A conglomerate based in Vancouver is growing in Canada and, more recently, the U.S., as it brings capital to an array of customers ranging from financial institutions to small- and medium-sized enterprises (SME).

In October, Travelers Financial Group marked its 40th anniversary by highlighting its diversification from equipment and auto finance into business process outsourcing and technology.

The company, which held a ribbon-cutting ceremony for its new downtown headquarters on Oct. 24, began in 1984 as a captive finance provider for office equipment. Captive finance is where a seller of goods or services has their own captive finance source to facilitate transactions.

The firm has since expanded across Canada into a number of different sectors, including industrial equipment, auto finance, business process outsourcing and technology. Its customers include financial institutions, credit unions and SMEs in the transportation, construction and manufacturing sectors.

“We’re pretty excited because we’ve had some great growth in the U.S.,” Jim Case, CEO of Travelers Financial Group, told BIV.

“Typically U.S. companies come to Canada. It’s not often when a Canadian financial services company goes to seek expansion in the U.S., but that’s part of our mid- and long-term strategy. It’s been a great adventure for us over the last 40 years, and I would say that the next decade we have ahead of us is probably even going to be more exciting.”

At the core of the company’s business is a combination of business process outsourcing and providing capital to small- to medium-sized enterprises, which is backed by 280 employees in North America.

Case said size can be measured in assets under management or funded volume. The company has seen top-line growth from $12 million in its first year to over $1 billion this year, including all direct and indirect businesses in which it is involved. 

“In our equipment-finance businesses alone this year, providing capital for revenue-producing assets to small- to medium-size enterprise in both Canada and the United States, we would be looking at somewhere between $550 million and then, indirectly through our partners, you’d probably add an additional billion to that. In terms of assets under management, we’ve grown that from about $7 billion last year to just under 10 this year.”

The company is active in providing capital in Canada and the U.S., and its customers include institutions such as banks and credit unions. By improving workflows and efficiency, cost and risk can be curtailed in any major lending environment. This could include helping the client build a credit-scoring engine at the front end to collections at the back end, and everything in-between.

Advancements in technology have allowed business processes to become more efficient, including by enhancing the capability of human capital. Even large financial institutions are getting on board, Case said.

“If you think about a major bank in Canada or the U.S., their technology stack is usually fairly robust, and very difficult to make change from. It requires large, large investment and so they don’t move quickly. Our technology stack and the way we approach the market makes us very nimble and quick, so we can go in and take over an outsourcing of a number of different workflow processes, and do that in an extremely efficient and quick manner. We’re finding that more and more major institutions are looking at ways to gain efficiency, notwithstanding the fact that they have [a] large bureaucratic process.”
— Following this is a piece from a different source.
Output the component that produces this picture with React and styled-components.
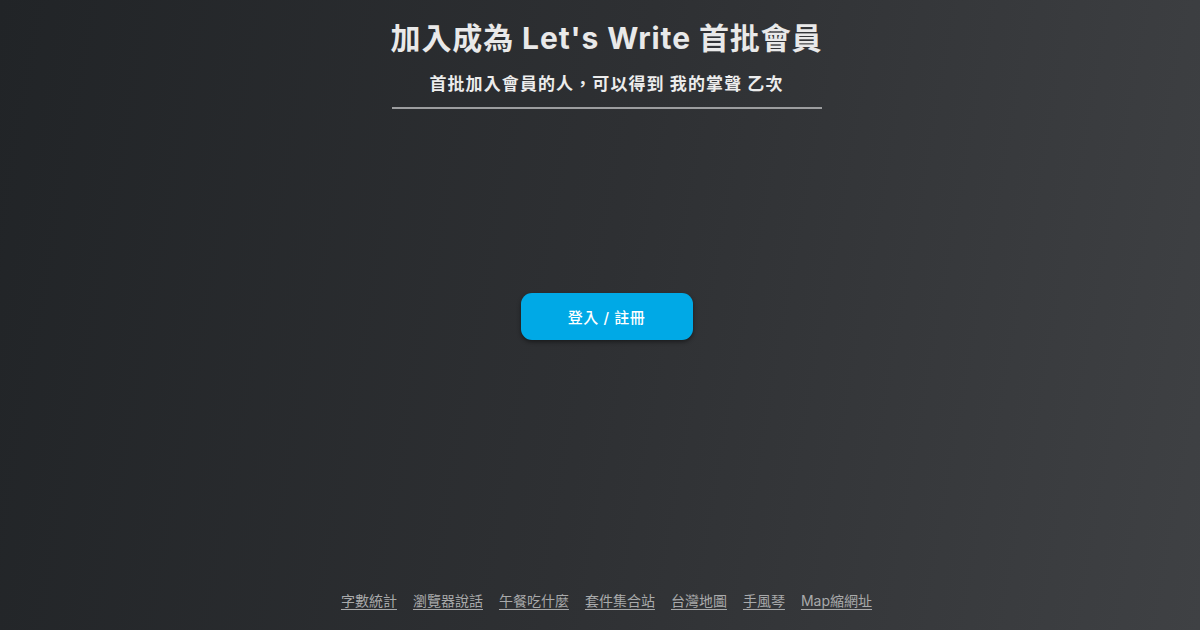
import React from "react";
import styled, { createGlobalStyle } from "styled-components";

const Global = createGlobalStyle`
  html, body { margin: 0; padding: 0; height: 100%; }
  body {
    font-family: Inter, "Noto Sans CJK TC", "Noto Sans", sans-serif;
    background: #2c2e31;
  }
  #root { height: 100%; }
`;

const Page = styled.div`
  height: 630px;
  width: 100%;
  box-sizing: border-box;
  padding-left: 13px;
  display: flex;
  flex-direction: column;
  align-items: center;
  background: linear-gradient(100deg, #212427 0%, #2e3033 50%, #3f4144 100%);
  color: #eee;
`;

const Header = styled.header`
  width: 430px;
  margin-top: 18px;
  display: flex;
  flex-direction: column;
  align-items: center;
  border-bottom: 2px solid #9c9d9f;
  padding-bottom: 12px;
`;

const Title = styled.h1`
  margin: 0;
  font-size: 30px;
  font-weight: 700;
  line-height: 40px;
  letter-spacing: 0.9px;
  color: #e9e9e9;
  white-space: nowrap;
`;

const Subtitle = styled.p`
  margin: 15px 0 0;
  font-size: 17px;
  font-weight: 700;
  line-height: 22px;
  letter-spacing: 1.1px;
  color: #ececec;
  white-space: nowrap;
`;

const Main = styled.main`
  flex: 1;
  display: flex;
  align-items: center;
  justify-content: center;
  padding-bottom: 68px;
`;

const Button = styled.button`
  width: 172px;
  height: 47px;
  border: none;
  border-radius: 11px;
  background: #00a9e6;
  color: #fff;
  font-family: inherit;
  font-size: 15px;
  font-weight: 500;
  letter-spacing: 0.6px;
  box-shadow: 0 2px 4px rgba(0, 0, 0, 0.45);
  cursor: pointer;
`;

const Footer = styled.footer`
  display: flex;
  gap: 16px;
  padding-bottom: 19px;
`;

const FootLink = styled.a`
  font-size: 14px;
  line-height: 20px;
  color: #a9aaab;
  text-decoration: underline;
  text-underline-offset: 3px;
  cursor: pointer;
`;

const links = ["字數統計", "瀏覽器說話", "午餐吃什麼", "套件集合站", "台灣地圖", "手風琴", "Map縮網址"];

export default function App() {
  return (
    <>
      <Global />
      <Page>
        <Header>
          <Title>加入成為 Let's Write 首批會員</Title>
          <Subtitle>首批加入會員的人，可以得到 我的掌聲 乙次</Subtitle>
        </Header>
        <Main>
          <Button>登入 / 註冊</Button>
        </Main>
        <Footer>
          {links.map((l) => (
            <FootLink key={l}>{l}</FootLink>
          ))}
        </Footer>
      </Page>
    </>
  );
}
Case said the company’s lending business has seen significant growth in the last several years as the economy tightened.

“A lot of major banks start to have concentration-risk issues, also we’ll have sectoral issues where they will be pulling their horns in and they won’t be advancing as much capital to those sectors. We’re not a cycle lender. We are sector-specific, and have been around long enough that we ride through the ebbs and flows of those sectors. We tend to grow fairly significantly when the credit markets tighten up.”

The company aims to meet the capital-financing needs of industry participants in construction, manufacturing and transportation that use revenue-producing equipment. By using its technology to achieve greater efficiency in various marketplaces, the company hopes to further facilitate its geographic and corporate expansion.